The Arizona Model United Nations program was founded in 1963 by Dr. Clifton E. Wilson, a full professor in the Department of Political Science at the University of Arizona. Through the program, Dr. Wilson hoped to provide an interactive learning experience in international politics, law and diplomacy for both high school and university students. The first Arizona Model United Nations high school conference was held on January 18th and 19th, 1963. Because the conference was being held on an “experimental basis”, it was initially limited to Tucson, Arizona area high schools. Ten Tucson high schools sent 200 delegates and sponsors to the session which consisted only of the General Assembly. The topics considered at the first General Assembly session were the Representation of Communist China in the United Nations and Nuclear Testing. Because of the enthusiastic response to this “experimental” conference, it was decided not only to make the session an annual event, but to extend it to include all Arizona high schools. In its fifty years of existence, AzMUN has reached out to more than 100 schools within the state of Arizona, as well as schools in California and Sonora, Mexico.
The AzMUN sessions have grown to include the Security Council, the Economic and Social Council, specialized committees dealing with topics such as the status of women and crime prevention, and regional bodies such as the Arab League and African Union. AzMUN has also expanded to include a Spanish-language component which now simulates a meeting of the Organization of American States as well as a Spanish-language Security Council. An enormous amount of preparation goes on behind the scenes to get ready for the actual AzMUN session.
High schools select countries, research, write position papers, and send students as delegates. Faculty advisors and student leaders help prepare their delegations by using materials of their own as well as materials provided by AzMUN. Some schools offer AzMUN as a regular class, while others offer it as a club or special activity. The University of Arizona group or ‘club’ consists of about 40 students who act as the Secretariat for the conference, running committee sessions, helping with research, facilitating crisis simulations, etc. These full-time university students organize the program, write background materials to help the high schools prepare and meet with the high school students to advise and instruct them. The activities of these students are run primarily through an eleven-member executive committee supervised by a Secretary General and a Faculty Advisor. The session is held at the University of Arizona Student Union and last for two days.
One of the highlights of the two day program is the International Banquet which features a keynote speaker. Students meet in committee sessions to form strategy, debate, then draft and vote on resolutions. The session ends with the Plenary Session where Special Rapporteurs report on the highlights of their committees and awards are given out to exceptional delegates. The educational value of high school Model United Nations simulations is immeasurable. Student Delegates take on the role of the countries they represent. Through this, they learn how other nations of the world view important issues while also learning how these nations work together. This simulation provides a better understanding of global cooperation and the use of peaceful means to solve programs while also acting as a great introduction to the fields of international relations and international law. Students gain a better knowledge of diplomacy and a realization that many of the problems facing our modern world truly know no geographic boundaries.

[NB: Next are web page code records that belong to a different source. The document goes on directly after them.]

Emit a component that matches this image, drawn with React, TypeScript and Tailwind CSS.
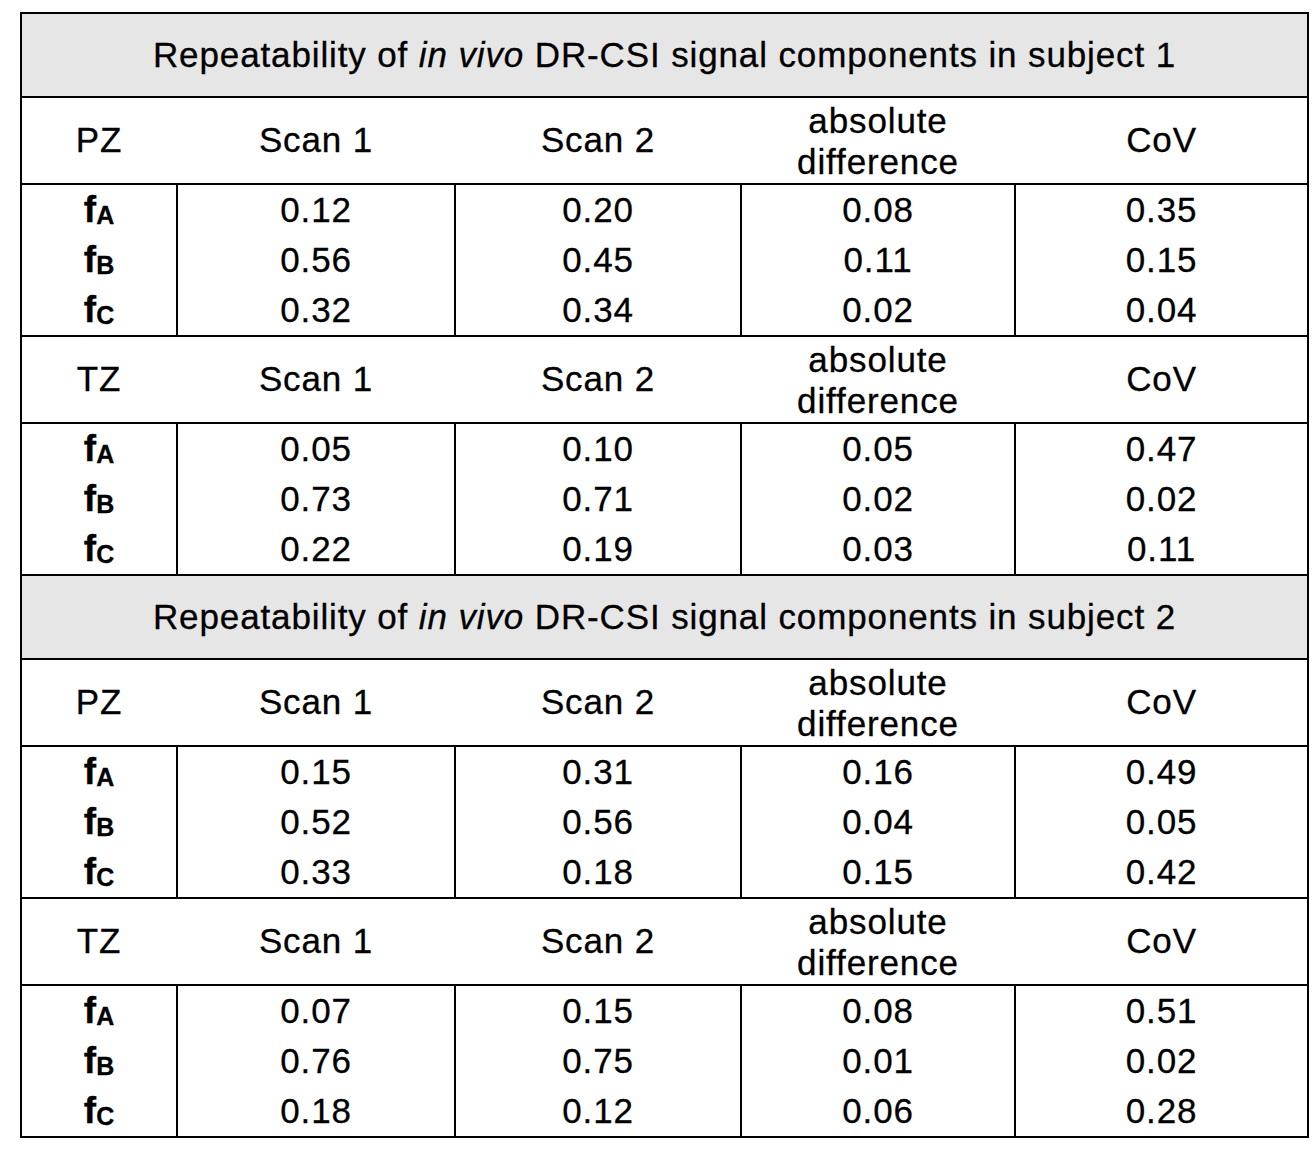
import React from "react";

type Row = { label: "A" | "B" | "C"; values: string[] };
type Block = { zone: string; rows: Row[] };
type Section = { subject: number; blocks: Block[] };

const sections: Section[] = [
  {
    subject: 1,
    blocks: [
      {
        zone: "PZ",
        rows: [
          { label: "A", values: ["0.12", "0.20", "0.08", "0.35"] },
          { label: "B", values: ["0.56", "0.45", "0.11", "0.15"] },
          { label: "C", values: ["0.32", "0.34", "0.02", "0.04"] },
        ],
      },
      {
        zone: "TZ",
        rows: [
          { label: "A", values: ["0.05", "0.10", "0.05", "0.47"] },
          { label: "B", values: ["0.73", "0.71", "0.02", "0.02"] },
          { label: "C", values: ["0.22", "0.19", "0.03", "0.11"] },
        ],
      },
    ],
  },
  {
    subject: 2,
    blocks: [
      {
        zone: "PZ",
        rows: [
          { label: "A", values: ["0.15", "0.31", "0.16", "0.49"] },
          { label: "B", values: ["0.52", "0.56", "0.04", "0.05"] },
          { label: "C", values: ["0.33", "0.18", "0.15", "0.42"] },
        ],
      },
      {
        zone: "TZ",
        rows: [
          { label: "A", values: ["0.07", "0.15", "0.08", "0.51"] },
          { label: "B", values: ["0.76", "0.75", "0.01", "0.02"] },
          { label: "C", values: ["0.18", "0.12", "0.06", "0.28"] },
        ],
      },
    ],
  },
];

// widths include the 2px left divider for columns 2..5
const colW = ["w-[154px]", "w-[278px]", "w-[286px]", "w-[274px]", "w-[293px]"];

function Header({ zone }: { zone: string }) {
  return (
    <div className="flex h-[87px] border-b-2 border-black">
      <div className={`${colW[0]} flex items-center justify-center`}>{zone}</div>
      <div className={`${colW[1]} flex items-center justify-center pl-[2px]`}>Scan 1</div>
      <div className={`${colW[2]} flex items-center justify-center pl-[2px]`}>Scan 2</div>
      <div className={`${colW[3]} flex flex-col items-center justify-center pl-[2px] leading-[41px]`}>
        <span>absolute</span>
        <span>difference</span>
      </div>
      <div className={`${colW[4]} flex items-center justify-center pl-[2px]`}>CoV</div>
    </div>
  );
}

function DataBlock({ rows, last }: { rows: Row[]; last: boolean }) {
  return (
    <div className={`flex ${last ? "" : "border-b-2 border-black"}`}>
      <div className={`${colW[0]} flex flex-col`}>
        {rows.map((r) => (
          <div key={r.label} className="h-[50px] flex items-center justify-center leading-[50px]">
            <span className="font-bold text-[37px] tracking-normal">f</span>
            <span className="font-bold text-[25px] tracking-normal relative top-[5px]">{r.label}</span>
          </div>
        ))}
      </div>
      {[0, 1, 2, 3].map((c) => (
        <div key={c} className={`${colW[c + 1]} flex flex-col border-l-2 border-black`}>
          {rows.map((r) => (
            <div key={r.label} className="h-[50px] flex items-center justify-center leading-[50px]">
              {r.values[c]}
            </div>
          ))}
        </div>
      ))}
    </div>
  );
}

export default function App() {
  return (
    <div className="min-h-screen bg-white pt-[12px] pl-[20px] text-black font-['Liberation_Sans',Arial,sans-serif] text-[35px] tracking-[0.025em] [-webkit-text-stroke:0.3px_black]">
      <div className="w-[1289px] border-2 border-black">
        {sections.map((s, si) => (
          <div key={s.subject}>
            <div className="h-[84px] bg-[#e6e6e6] border-b-2 border-black flex items-center justify-center">
              <span>
                Repeatability of <i>in vivo</i> DR-CSI signal components in subject {s.subject}
              </span>
            </div>
            {s.blocks.map((b, bi) => (
              <div key={b.zone}>
                <Header zone={b.zone} />
                <DataBlock rows={b.rows} last={si === sections.length - 1 && bi === s.blocks.length - 1} />
              </div>
            ))}
          </div>
        ))}
      </div>
    </div>
  );
}
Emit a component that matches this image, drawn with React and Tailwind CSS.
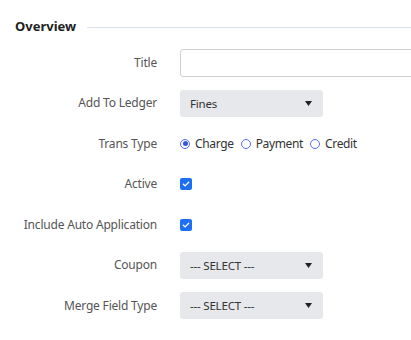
import React from "react";

function Check() {
  return (
    <span className="flex h-[12px] w-[12px] items-center justify-center rounded-[2px] bg-[#1c6ef2]">
      <svg width="8" height="8" viewBox="0 0 8 8" fill="none">
        <path d="M1.3 4.2 L3.1 5.9 L6.7 2.2" stroke="white" strokeWidth="1.3" strokeLinecap="round" strokeLinejoin="round" />
      </svg>
    </span>
  );
}

function Radio({ checked, label }) {
  return (
    <span className="flex items-center gap-[5px]">
      <span className="flex h-[10px] w-[10px] items-center justify-center rounded-full border border-[#5a6df0] bg-white">
        {checked && <span className="h-[5px] w-[5px] rounded-full bg-[#2f55e8]" />}
      </span>
      <span className="tracking-[-0.35px] text-[#333]">{label}</span>
    </span>
  );
}

function Select({ value }) {
  return (
    <div className="flex h-[27px] w-[143px] items-center justify-between rounded-[3px] bg-[#e6e8ec] pl-[10px] pr-[11px] text-[11.5px] text-[#333]">
      <span>{value}</span>
      <svg width="7" height="5" viewBox="0 0 7 5"><path d="M0 0 L7 0 L3.5 5 Z" fill="#222" /></svg>
    </div>
  );
}

function Row({ label, children }) {
  return (
    <div className="flex h-[40.5px] items-center">
      <div className="w-[157px] shrink-0 text-right text-[#555]">{label}</div>
      <div className="ml-[23px] flex flex-1 items-center">{children}</div>
    </div>
  );
}

export default function App() {
  return (
    <div className="h-[340px] w-[411px] overflow-hidden bg-white text-[12px] tracking-[-0.2px]" style={{ fontFamily: '"Noto Sans", sans-serif' }}>
      <div className="flex items-center pt-[17px] pl-[15px]">
        <span className="text-[13px] font-bold tracking-normal text-[#222]">Overview</span>
        <span className="ml-[11px] mt-[2px] h-px flex-1 bg-[#d9e3f0]" />
      </div>
      <div className="mt-[6px]">
        <Row label="Title">
          <div className="h-[28px] w-[260px] shrink-0 rounded-[3px] border border-[#cfcfcf] bg-white" />
        </Row>
        <Row label="Add To Ledger">
          <Select value="Fines" />
        </Row>
        <Row label="Trans Type">
          <div className="flex items-center gap-[7px]">
            <Radio checked label="Charge" />
            <Radio label="Payment" />
            <Radio label="Credit" />
          </div>
        </Row>
        <Row label="Active">
          <Check />
        </Row>
        <Row label="Include Auto Application">
          <Check />
        </Row>
        <Row label="Coupon">
          <Select value="--- SELECT ---" />
        </Row>
        <Row label="Merge Field Type">
          <Select value="--- SELECT ---" />
        </Row>
      </div>
    </div>
  );
}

AzMUN is one of the oldest and most enduring student organizations at the University of Arizona. We are proud that the AzMUN has grown to become an integral part of the University of Arizona and of the educational program at many high schools. The AzMUN program has attracted the attention of the community and has gained national recognition both for its high school conference and for the performance of its University club-members as they participate at international conferences. We hope that participating students can absorb all that is offered by this unique experience. Our sincere thanks goes out to all of those special people who have worked hard over the last five decades to make AMUN what it is today.